Primary Friday: Restoration

Ah, yes...  Here it comes.  Balance.  Integration.  Renewal.

After months of scrambling to stay afloat -- busy days, short nights, and abbreviated practice -- I can feel myself stilling, softening, and the settling into place.  The downpour of late summer muddied the path and the furious winds of change swept me off course.  I slipped and sunk repeatedly into long-discarded coping mechanisms and watched myself, as if from afar, struggle and fumble and fail to uphold my rather stringent standards of self-care as the insistent objections of body, my source of truth, grew louder and louder in my ear.

It is astonishing how quickly and unforgivingly the body will revolt against the idiocy of the mind.  After weeks of eating poorly, smoking casually, and sacrificing practice, I am heavier, tighter, and more resistant to the mat.  But facing this truth -- the actual, physical consequences of my behavior -- has forced me to revisit my intentions.  If I wish to carry on with this practice, I must face these repercussions.  There is no way around them.  I must go through.  I must deal with the mess.  I must get my house in order so that I may move and breathe.

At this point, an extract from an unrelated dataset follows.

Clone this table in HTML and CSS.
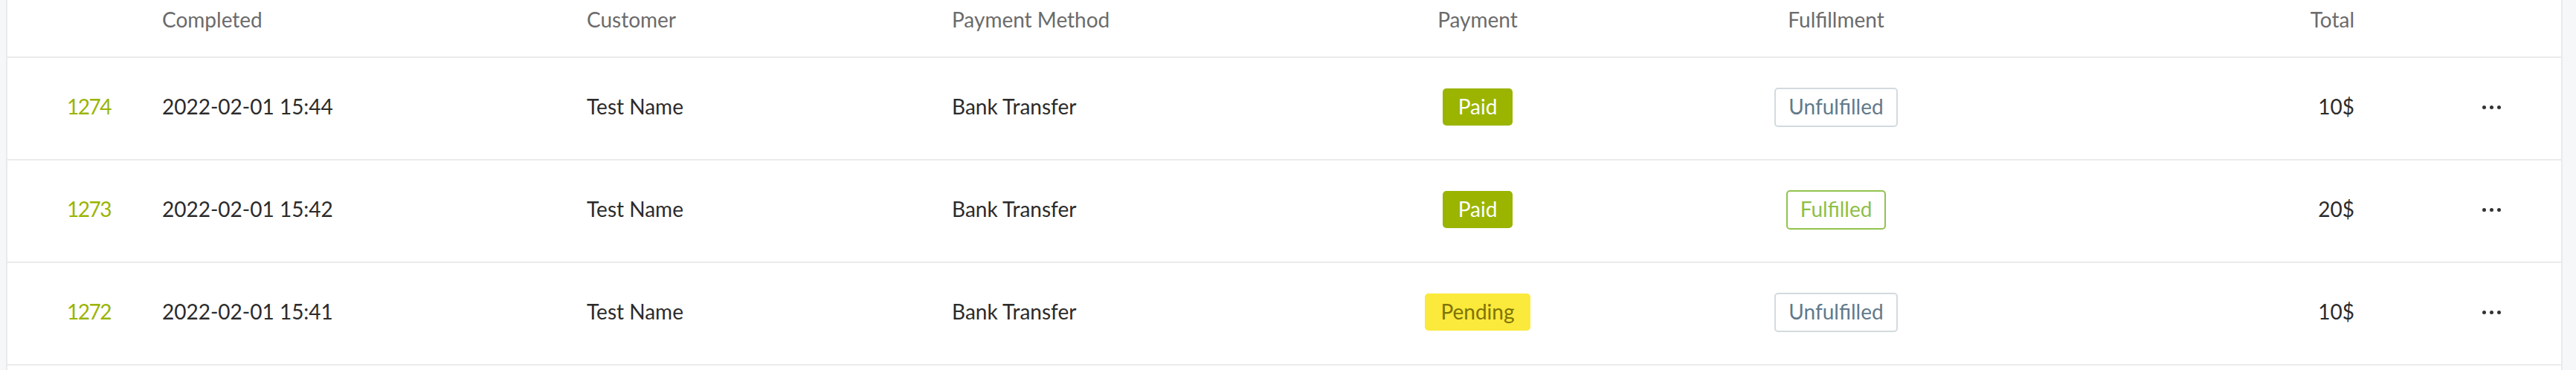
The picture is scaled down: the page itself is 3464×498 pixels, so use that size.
FILE: index.html
```html
<!DOCTYPE html>
<html lang="en">
<head>
<meta charset="utf-8">
<title>Orders</title>
<link rel="stylesheet" href="styles.css">
</head>
<body>
<div class="page">
  <div class="table">
    <div class="row head">
      <div class="cell id"></div>
      <div class="cell">Completed</div>
      <div class="cell">Customer</div>
      <div class="cell">Payment Method</div>
      <div class="cell center">Payment</div>
      <div class="cell center">Fulfillment</div>
      <div class="cell right">Total</div>
      <div class="cell"></div>
    </div>
    <div class="row">
      <div class="cell id">1274</div>
      <div class="cell">2022-02-01 15:44</div>
      <div class="cell">Test Name</div>
      <div class="cell">Bank Transfer</div>
      <div class="cell center"><span class="badge paid">Paid</span></div>
      <div class="cell center"><span class="badge outline unfulfilled">Unfulfilled</span></div>
      <div class="cell right">10$</div>
      <div class="cell actions"><span class="dots"><i></i><i></i><i></i></span></div>
    </div>
    <div class="row">
      <div class="cell id">1273</div>
      <div class="cell">2022-02-01 15:42</div>
      <div class="cell">Test Name</div>
      <div class="cell">Bank Transfer</div>
      <div class="cell center"><span class="badge paid">Paid</span></div>
      <div class="cell center"><span class="badge outline fulfilled">Fulfilled</span></div>
      <div class="cell right">20$</div>
      <div class="cell actions"><span class="dots"><i></i><i></i><i></i></span></div>
    </div>
    <div class="row">
      <div class="cell id">1272</div>
      <div class="cell">2022-02-01 15:41</div>
      <div class="cell">Test Name</div>
      <div class="cell">Bank Transfer</div>
      <div class="cell center"><span class="badge pending">Pending</span></div>
      <div class="cell center"><span class="badge outline unfulfilled">Unfulfilled</span></div>
      <div class="cell right">10$</div>
      <div class="cell actions"><span class="dots"><i></i><i></i><i></i></span></div>
    </div>
  </div>
</div>
</body>
</html>
```

FILE: styles.css
```css
html, body {
  margin: 0;
  padding: 0;
  background: #f6f7f9;
}
body {
  font-family: Lato, "Liberation Sans", sans-serif;
  font-size: 28px;
  color: #2b2b2b;
}
.page {
  padding: 0 18px 0 8px;
}
.table {
  background: #ffffff;
  min-height: 100vh;
  border-left: 2px solid #e9eaec;
  border-right: 2px solid #e9eaec;
}
.row {
  display: grid;
  grid-template-columns: 208px 571px 491px 480px 454px 510px 442px 1fr;
  height: 138px;
  padding-bottom: 4px;
  box-sizing: border-box;
  align-items: center;
  border-bottom: 2px solid #ebebeb;
}
.row.head {
  height: 78px;
  align-items: start;
  padding: 10px 0 0;
  color: #6b6b6b;
}
.cell {
  line-height: 1.2;
  white-space: nowrap;
}
.cell.id {
  padding-left: 80px;
  color: #9ab400;
  letter-spacing: -1.5px;
}
.cell.center {
  text-align: center;
}
.cell.right {
  text-align: right;
}
.badge {
  display: inline-flex;
  align-items: center;
  box-sizing: border-box;
  height: 50px;
  padding: 0 21px;
  border-radius: 5px;
  vertical-align: middle;
}
.badge.paid {
  background: #9ab400;
  color: #ffffff;
}
.badge.pending {
  background: #fbe93b;
  color: #7d7406;
}
.badge.outline {
  height: 53px;
  padding: 0 17px;
  border: 2px solid #d2d9de;
  background: #ffffff;
}
.badge.unfulfilled {
  border-color: #d3dade;
  color: #61798a;
}
.badge.fulfilled {
  border-color: #92c34f;
  color: #8dbf48;
}
.actions {
  padding-left: 172px;
}
.dots {
  display: inline-flex;
  gap: 5px;
  vertical-align: middle;
  margin-top: -6px;
}
.dots i {
  display: block;
  width: 5px;
  height: 5px;
  border-radius: 50%;
  background: #333333;
}
```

And that is what I plan to do.  I have cleared my space of non-essentials and I am watching carefully the patterns of the mind.  I will not be pulled into the noise, the obfuscation and deception.  I will do my practice in the body I have created for myself.  I will acknowledge the state of the inner environment -- the exhausting heat, invasive darkness, and debris -- and, armed with appropriate provisions (breath, awareness, and compassion), I will head into the jungle brush that has grown up around the fertile fields of my heart and, patiently, persistently, I will hack away.

Practice has been more consistent this week and I am feeling slightly better having regained some precious ground.  Primary is the plan for this afternoon, it will be a nice respite from housework and homework.  I awoke this morning with clear eyes and a feeling of lightness and strength.  Energy levels are high.  I will make quick work of this overgrowth.